>> begin
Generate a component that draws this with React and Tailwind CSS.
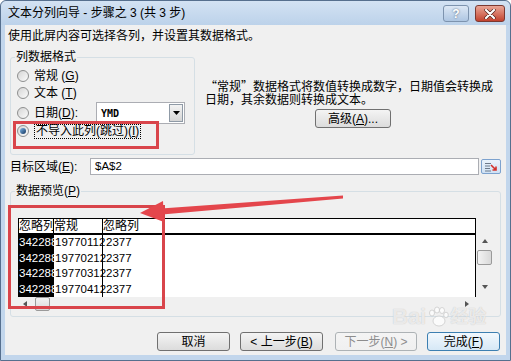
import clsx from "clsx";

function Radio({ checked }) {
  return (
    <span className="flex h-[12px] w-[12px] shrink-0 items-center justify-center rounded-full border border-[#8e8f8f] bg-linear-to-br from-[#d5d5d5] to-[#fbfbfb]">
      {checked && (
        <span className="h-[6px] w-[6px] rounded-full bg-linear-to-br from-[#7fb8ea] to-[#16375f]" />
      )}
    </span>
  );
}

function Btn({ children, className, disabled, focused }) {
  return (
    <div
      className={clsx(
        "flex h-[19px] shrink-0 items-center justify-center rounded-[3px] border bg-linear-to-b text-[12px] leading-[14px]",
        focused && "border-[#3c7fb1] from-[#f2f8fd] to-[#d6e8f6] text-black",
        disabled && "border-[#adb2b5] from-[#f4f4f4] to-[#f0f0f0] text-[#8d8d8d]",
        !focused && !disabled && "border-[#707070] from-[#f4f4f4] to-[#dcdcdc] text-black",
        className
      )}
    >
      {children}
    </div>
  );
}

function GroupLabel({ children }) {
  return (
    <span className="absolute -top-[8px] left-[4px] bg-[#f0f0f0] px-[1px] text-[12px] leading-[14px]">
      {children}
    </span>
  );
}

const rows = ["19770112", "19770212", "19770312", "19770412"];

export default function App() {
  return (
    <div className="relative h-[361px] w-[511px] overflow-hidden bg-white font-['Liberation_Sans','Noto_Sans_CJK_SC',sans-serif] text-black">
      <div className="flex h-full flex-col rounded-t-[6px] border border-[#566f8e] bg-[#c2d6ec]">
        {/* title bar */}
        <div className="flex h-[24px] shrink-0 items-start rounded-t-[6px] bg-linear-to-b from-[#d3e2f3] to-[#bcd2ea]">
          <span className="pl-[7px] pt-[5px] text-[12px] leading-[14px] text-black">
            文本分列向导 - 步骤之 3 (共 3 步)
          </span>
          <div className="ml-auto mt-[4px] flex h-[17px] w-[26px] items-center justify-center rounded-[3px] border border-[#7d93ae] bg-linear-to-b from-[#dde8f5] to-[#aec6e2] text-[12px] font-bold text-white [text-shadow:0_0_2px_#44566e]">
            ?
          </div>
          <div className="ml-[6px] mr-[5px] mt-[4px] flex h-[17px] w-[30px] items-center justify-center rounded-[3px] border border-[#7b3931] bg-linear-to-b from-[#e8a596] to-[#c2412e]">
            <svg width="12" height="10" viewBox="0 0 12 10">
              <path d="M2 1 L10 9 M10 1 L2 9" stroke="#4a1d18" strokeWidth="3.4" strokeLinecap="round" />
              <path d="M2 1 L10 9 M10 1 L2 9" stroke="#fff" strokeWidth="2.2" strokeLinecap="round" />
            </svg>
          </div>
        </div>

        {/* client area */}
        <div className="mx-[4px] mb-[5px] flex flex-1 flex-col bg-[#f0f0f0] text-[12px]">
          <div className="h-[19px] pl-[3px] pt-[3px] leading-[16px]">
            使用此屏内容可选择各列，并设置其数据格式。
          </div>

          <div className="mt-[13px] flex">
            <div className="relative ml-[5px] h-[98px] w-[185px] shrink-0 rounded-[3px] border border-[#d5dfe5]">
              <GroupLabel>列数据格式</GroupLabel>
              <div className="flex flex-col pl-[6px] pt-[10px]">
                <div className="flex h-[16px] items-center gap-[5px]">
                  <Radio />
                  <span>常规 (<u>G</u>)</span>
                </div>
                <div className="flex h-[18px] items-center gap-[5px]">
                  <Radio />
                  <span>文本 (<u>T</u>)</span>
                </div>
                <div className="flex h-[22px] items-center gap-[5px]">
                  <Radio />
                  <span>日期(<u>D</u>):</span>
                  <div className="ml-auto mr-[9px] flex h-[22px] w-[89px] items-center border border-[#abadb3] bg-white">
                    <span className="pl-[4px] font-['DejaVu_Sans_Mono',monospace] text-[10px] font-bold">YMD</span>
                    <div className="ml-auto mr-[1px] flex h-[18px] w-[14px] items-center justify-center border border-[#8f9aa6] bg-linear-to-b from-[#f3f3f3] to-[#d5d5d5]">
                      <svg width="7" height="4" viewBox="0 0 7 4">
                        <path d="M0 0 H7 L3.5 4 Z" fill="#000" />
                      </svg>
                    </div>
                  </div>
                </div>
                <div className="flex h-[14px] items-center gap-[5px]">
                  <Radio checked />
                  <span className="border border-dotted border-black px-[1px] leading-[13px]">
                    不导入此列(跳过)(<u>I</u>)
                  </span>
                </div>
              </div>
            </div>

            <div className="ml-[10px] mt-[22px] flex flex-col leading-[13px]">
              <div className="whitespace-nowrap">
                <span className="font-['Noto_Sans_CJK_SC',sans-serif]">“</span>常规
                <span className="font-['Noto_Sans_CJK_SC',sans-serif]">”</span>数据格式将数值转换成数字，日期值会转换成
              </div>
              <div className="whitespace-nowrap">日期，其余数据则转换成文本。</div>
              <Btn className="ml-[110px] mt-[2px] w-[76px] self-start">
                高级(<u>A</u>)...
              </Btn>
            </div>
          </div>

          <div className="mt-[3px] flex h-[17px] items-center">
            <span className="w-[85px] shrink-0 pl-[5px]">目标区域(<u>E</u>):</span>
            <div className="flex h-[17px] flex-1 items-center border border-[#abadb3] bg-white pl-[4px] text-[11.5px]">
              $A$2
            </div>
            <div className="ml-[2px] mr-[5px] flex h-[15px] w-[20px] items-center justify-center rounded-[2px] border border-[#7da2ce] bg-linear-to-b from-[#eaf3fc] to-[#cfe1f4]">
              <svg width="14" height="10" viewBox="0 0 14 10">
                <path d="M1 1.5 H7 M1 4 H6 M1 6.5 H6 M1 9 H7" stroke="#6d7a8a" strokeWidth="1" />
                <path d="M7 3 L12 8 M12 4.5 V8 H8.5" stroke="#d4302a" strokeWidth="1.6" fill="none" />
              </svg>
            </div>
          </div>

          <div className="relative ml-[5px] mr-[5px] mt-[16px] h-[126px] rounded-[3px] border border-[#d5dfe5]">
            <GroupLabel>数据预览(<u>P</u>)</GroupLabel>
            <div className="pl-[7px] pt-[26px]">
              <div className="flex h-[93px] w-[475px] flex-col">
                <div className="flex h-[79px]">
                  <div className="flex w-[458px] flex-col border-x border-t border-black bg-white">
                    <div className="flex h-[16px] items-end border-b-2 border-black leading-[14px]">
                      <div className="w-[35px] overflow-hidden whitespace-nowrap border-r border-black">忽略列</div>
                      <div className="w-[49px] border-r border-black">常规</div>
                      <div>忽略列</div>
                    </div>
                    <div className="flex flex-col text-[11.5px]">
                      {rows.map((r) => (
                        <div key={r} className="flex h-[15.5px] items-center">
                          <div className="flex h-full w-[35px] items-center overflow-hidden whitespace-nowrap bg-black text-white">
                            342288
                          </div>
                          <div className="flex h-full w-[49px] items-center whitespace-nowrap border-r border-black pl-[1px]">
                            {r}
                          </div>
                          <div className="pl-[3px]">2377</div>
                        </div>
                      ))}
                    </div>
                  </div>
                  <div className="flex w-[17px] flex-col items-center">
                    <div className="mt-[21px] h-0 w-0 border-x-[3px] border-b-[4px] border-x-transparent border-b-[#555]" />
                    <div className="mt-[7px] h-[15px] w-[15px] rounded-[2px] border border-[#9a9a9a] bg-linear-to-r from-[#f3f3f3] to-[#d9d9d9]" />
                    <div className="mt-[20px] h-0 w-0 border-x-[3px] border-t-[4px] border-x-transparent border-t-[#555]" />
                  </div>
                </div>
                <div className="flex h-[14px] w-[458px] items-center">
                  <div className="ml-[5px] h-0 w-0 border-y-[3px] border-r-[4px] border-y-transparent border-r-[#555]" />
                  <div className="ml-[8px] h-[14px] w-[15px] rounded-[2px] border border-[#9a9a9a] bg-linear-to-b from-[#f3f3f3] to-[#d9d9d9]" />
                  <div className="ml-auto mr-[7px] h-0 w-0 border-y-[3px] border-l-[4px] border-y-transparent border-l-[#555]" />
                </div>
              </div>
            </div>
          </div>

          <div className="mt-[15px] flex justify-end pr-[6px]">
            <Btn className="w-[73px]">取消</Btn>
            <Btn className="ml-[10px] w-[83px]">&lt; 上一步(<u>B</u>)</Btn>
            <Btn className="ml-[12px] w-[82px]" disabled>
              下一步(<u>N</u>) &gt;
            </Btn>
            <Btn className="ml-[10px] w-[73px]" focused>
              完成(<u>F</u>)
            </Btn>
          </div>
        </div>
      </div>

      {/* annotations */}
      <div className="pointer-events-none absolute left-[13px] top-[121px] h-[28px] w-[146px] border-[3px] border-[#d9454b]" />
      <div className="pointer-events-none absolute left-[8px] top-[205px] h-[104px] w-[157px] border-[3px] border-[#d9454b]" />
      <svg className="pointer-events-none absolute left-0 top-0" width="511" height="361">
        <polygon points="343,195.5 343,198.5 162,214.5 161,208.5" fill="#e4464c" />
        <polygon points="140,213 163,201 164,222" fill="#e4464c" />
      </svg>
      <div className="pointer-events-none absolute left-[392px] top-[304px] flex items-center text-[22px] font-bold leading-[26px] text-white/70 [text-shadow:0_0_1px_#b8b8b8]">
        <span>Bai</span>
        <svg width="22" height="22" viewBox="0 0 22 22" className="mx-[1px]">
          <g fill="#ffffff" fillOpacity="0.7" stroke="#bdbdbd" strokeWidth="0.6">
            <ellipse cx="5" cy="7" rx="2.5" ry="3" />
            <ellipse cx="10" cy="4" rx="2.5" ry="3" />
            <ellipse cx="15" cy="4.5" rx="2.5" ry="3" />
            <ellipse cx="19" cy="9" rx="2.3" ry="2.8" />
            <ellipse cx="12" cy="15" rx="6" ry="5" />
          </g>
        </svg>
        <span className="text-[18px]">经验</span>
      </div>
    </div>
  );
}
>> end
• _Problem_
Look at the listing and set down only the lines from its start through the line with "import clsx from", word for word and without pictures.

• _Task result_
Generate a component that draws this with React and Tailwind CSS.
import clsx from "clsx";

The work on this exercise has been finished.